Peace, Love and Unity
Veteran Member
Messages
6,542
Reaction score
30
Points
48
Location
Scotland
Has the Secular Experiment of the past few years justified itself?

Meaning: has secularism really delivered a more ethical society than under religious doctrines?

Or has it merely replaced a set of potentially misguided attitudes for another set?

Let's take the epitome of secularism - the United States of America.

It remains a country that places more emphasis on individual freedoms and rights than any other - but does this really deliver an ethical society?

Is consumerism and the influence of the dollar really an ethical alternative to any determining set of controls from any religious system?

Is the issue of ethics even irrelevant when making a comparison between the aspirations of secularism against religion?

This thread is dedicated to the discussion of secularism and it's ethical state - the need or un-need - and though I appreciate we can touch on specific countries and very specific issues, I'd like to ensure this discussion relates to general points of secularism and society.
 
I said:
Has the Secular Experiment of the past few years justified itself?

Meaning: has secularism really delivered a more ethical society than under religious doctrines?

Or has it merely replaced a set of potentially misguided attitudes for another set?

Let's take the epitome of secularism - the United States of America.

It remains a country that places more emphasis on individual freedoms and rights than any other - but does this really deliver an ethical society?

Is consumerism and the influence of the dollar really an ethical alternative to any determining set of controls from any religious system?

Is the issue of ethics even irrelevant when making a comparison between the aspirations of secularism against religion?

This thread is dedicated to the discussion of secularism and it's ethical state - the need or un-need - and though I appreciate we can touch on specific countries and very specific issues, I'd like to ensure this discussion relates to general points of secularism and society.

I opine that under ideal circumstances secularism would infact flourish (ideal if the individual could maintain that their rights end at the tip of their nose), however the problem arises when the secular movement crosses the line and attempts to remove all aspects of "other" than secular thought. I do not think it is possible to "level" the social playing field, so that all are exact, identical and equal.

Man will always have those who aspire to something greater than themselves (hence greater than the social standard).

1984, THX 1138 and Gattica comes to mind.

my thoughts

v/r

Q
 
To be honest, I don't think that the value of a secular society is that it might create a more ethical society than a sectarian society might. I think the value of a secular society comes from the opportunity it offers to individuals to not have to pay lip service...and sometimes more than that...to a religious or spiritual set of beliefs and rules that they do not believe in.

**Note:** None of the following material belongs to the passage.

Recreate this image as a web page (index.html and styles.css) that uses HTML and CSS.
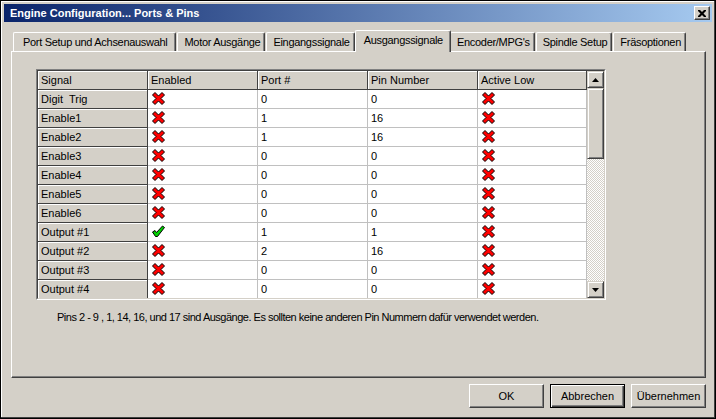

Ethics are a pretty slippery concept anyway, I think. I remember that in a class once (might have been anthropology or psychology, but I'm not sure; it was a long time ago) we talked about how ethics are an ideal and not necessarily how individuals and institutions in a society actually conduct themsevles. So, even if a culture has a high standard of ethics, whether or not dictated by religion, that does not mean that most or many or even a few people will actually live by those ethical standards.
 
littlemissattitude said:
...Ethics are a pretty slippery concept anyway, I think. I remember that in a class once (might have been anthropology or psychology, but I'm not sure; it was a long time ago) we talked about how ethics are an ideal and not necessarily how individuals and institutions in a society actually conduct themsevles. So, even if a culture has a high standard of ethics, whether or not dictated by religion, that does not mean that most or many or even a few people will actually live by those ethical standards...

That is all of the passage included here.